Data block:
================

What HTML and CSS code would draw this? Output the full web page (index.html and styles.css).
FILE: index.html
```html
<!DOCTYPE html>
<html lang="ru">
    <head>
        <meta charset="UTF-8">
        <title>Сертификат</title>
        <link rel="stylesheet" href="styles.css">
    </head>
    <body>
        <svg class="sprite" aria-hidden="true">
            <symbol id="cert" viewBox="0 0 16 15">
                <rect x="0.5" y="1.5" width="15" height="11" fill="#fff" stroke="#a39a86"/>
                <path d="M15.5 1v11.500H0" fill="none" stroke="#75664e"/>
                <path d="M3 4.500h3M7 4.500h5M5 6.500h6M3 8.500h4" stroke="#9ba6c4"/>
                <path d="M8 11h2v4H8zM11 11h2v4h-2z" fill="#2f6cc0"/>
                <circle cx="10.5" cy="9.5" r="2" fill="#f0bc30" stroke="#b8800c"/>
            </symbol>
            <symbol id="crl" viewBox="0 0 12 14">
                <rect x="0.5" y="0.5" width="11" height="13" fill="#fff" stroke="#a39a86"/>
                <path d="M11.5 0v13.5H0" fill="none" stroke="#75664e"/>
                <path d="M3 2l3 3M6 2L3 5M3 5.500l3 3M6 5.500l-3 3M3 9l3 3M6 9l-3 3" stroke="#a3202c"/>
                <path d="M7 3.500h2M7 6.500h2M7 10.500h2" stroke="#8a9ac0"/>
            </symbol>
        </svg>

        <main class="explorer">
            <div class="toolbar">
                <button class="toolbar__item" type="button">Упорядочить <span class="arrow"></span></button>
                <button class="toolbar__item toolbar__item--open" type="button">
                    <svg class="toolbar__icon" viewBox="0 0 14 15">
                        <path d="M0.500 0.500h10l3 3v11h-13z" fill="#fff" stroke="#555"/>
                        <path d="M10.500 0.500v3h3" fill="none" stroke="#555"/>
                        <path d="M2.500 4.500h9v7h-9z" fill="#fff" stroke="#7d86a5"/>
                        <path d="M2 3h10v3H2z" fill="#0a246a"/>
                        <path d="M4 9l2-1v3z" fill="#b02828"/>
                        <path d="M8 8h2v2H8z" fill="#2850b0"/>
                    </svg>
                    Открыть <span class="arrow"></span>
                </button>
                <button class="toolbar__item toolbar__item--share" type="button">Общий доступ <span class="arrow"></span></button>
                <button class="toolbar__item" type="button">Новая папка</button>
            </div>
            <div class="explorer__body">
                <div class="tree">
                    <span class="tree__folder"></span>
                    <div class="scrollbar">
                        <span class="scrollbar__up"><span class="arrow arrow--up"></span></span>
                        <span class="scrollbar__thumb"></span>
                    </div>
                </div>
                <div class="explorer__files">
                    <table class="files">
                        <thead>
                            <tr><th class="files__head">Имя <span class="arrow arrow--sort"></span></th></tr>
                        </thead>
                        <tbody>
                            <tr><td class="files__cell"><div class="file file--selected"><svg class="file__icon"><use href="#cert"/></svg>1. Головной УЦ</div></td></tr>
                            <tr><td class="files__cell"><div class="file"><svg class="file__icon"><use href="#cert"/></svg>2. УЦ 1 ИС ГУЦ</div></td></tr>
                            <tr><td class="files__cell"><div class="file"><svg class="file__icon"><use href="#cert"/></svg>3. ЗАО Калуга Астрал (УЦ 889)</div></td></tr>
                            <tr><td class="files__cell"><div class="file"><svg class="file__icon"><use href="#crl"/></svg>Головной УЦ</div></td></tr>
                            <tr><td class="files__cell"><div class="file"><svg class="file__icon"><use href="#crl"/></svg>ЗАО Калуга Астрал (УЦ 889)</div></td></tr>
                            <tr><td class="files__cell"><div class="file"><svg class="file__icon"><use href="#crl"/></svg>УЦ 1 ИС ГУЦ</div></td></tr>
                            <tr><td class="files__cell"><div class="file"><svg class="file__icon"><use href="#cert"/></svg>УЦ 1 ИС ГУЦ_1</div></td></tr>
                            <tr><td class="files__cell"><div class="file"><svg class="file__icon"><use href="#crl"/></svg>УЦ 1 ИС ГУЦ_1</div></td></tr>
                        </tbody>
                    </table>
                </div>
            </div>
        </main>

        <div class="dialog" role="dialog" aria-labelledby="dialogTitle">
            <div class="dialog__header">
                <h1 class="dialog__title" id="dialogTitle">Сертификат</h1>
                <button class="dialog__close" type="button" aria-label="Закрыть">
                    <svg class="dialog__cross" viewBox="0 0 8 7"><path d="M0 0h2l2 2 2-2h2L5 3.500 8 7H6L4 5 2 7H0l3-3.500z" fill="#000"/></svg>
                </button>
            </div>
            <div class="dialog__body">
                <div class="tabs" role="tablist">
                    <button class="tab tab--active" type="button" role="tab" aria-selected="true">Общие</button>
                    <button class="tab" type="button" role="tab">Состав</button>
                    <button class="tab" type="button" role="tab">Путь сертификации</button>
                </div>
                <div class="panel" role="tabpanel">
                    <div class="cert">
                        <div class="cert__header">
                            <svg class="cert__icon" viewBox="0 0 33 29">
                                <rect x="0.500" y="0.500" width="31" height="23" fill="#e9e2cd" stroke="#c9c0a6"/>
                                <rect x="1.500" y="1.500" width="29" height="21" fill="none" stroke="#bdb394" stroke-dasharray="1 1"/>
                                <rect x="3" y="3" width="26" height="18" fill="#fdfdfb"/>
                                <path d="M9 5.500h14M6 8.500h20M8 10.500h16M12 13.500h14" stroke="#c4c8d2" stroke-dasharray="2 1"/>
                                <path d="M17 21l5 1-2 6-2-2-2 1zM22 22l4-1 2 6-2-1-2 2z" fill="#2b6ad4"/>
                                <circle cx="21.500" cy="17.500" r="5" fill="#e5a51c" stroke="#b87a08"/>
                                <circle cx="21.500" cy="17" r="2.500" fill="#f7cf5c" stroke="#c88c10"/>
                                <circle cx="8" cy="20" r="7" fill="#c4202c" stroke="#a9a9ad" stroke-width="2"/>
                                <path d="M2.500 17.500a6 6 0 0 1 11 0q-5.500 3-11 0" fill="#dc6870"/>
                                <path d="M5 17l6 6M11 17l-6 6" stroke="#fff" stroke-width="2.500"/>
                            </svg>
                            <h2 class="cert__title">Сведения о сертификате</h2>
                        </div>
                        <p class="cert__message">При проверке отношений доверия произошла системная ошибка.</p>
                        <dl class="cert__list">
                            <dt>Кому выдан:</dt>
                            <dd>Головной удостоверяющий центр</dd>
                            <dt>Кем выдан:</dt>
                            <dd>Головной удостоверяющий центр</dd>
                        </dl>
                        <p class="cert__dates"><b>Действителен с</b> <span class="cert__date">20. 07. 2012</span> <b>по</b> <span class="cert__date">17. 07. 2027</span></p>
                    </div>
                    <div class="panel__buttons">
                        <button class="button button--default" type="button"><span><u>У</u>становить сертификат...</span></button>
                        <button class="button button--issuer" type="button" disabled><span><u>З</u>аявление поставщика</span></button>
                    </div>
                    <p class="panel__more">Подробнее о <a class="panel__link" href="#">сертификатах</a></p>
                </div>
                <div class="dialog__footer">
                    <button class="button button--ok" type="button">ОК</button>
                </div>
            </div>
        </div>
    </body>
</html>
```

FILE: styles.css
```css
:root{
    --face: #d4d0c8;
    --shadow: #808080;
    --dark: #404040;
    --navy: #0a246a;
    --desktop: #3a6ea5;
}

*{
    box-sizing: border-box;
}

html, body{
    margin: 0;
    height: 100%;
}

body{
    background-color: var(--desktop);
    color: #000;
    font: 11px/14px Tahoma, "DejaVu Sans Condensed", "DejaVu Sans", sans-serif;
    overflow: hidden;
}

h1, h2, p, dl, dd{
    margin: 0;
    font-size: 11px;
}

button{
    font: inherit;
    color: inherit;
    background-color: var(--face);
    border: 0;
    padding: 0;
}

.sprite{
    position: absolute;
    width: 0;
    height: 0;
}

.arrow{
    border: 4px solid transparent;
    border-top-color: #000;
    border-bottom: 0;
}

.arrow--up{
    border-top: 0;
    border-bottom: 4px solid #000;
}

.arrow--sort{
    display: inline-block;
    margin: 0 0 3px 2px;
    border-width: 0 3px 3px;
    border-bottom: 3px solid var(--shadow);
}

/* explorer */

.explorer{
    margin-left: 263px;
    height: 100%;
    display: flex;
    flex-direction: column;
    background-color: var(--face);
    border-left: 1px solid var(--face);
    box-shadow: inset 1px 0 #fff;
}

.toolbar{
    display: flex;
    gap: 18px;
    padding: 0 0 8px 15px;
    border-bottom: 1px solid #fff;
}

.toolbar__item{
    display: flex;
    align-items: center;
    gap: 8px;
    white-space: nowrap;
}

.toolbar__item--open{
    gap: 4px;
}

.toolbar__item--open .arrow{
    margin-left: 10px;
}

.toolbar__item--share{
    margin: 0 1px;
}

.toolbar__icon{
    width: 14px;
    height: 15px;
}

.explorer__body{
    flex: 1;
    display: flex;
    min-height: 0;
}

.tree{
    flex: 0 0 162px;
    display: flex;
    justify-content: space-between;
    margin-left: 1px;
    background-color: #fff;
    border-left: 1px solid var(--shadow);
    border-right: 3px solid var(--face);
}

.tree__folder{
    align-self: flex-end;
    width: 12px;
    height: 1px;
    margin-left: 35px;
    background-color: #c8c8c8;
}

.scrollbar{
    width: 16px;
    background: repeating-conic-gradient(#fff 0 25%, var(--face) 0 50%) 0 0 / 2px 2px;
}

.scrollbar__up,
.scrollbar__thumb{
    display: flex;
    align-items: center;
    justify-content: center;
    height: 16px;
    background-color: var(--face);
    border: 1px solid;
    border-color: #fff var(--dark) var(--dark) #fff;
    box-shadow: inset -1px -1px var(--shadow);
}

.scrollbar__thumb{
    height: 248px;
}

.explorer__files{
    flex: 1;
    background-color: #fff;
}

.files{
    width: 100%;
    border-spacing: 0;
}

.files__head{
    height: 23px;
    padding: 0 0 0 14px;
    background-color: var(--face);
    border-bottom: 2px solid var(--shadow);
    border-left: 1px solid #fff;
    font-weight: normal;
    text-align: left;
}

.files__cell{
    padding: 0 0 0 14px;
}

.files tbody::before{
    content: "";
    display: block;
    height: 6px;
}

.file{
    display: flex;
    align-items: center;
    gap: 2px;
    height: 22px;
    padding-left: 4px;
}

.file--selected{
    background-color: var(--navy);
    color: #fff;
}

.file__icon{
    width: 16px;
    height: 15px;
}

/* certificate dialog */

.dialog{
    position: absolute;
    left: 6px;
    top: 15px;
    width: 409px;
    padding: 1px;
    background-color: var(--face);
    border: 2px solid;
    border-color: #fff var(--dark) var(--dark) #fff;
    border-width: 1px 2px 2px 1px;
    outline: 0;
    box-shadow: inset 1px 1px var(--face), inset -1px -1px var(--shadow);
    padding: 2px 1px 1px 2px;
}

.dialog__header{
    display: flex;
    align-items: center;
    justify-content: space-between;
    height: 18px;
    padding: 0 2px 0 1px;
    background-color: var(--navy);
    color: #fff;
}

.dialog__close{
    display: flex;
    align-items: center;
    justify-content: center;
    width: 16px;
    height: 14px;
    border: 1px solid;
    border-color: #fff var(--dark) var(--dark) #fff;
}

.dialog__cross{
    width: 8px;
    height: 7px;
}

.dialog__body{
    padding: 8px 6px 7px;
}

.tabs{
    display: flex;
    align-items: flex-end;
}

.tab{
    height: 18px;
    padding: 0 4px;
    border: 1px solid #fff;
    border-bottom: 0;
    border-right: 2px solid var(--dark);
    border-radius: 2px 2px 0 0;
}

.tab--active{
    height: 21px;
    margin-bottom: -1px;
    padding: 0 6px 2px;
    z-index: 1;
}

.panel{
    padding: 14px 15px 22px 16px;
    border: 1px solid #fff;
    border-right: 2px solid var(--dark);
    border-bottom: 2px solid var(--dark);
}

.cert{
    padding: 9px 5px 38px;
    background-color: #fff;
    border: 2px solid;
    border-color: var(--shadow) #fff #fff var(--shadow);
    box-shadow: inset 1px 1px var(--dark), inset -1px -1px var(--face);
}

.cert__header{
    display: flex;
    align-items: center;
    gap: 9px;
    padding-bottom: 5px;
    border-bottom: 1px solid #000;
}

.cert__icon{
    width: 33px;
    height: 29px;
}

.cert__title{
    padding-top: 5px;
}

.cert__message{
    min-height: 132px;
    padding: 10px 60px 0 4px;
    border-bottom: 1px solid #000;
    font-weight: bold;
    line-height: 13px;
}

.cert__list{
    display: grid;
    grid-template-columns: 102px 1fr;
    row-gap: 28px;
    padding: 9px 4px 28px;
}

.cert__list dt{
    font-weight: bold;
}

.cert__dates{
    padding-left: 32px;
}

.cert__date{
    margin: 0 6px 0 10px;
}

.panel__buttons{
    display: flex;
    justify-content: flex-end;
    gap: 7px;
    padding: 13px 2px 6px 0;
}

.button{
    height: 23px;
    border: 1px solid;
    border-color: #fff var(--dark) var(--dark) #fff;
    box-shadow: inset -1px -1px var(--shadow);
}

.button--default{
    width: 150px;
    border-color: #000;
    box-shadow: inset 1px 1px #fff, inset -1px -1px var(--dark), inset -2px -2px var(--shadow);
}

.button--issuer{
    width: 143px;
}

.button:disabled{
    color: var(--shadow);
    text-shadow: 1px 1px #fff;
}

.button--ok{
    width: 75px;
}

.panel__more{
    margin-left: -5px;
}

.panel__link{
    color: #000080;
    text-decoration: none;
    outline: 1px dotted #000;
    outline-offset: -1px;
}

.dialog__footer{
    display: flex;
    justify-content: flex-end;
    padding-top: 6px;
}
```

================

Lines of the listing that contain the word "styles" are to be counted; report only their number.

3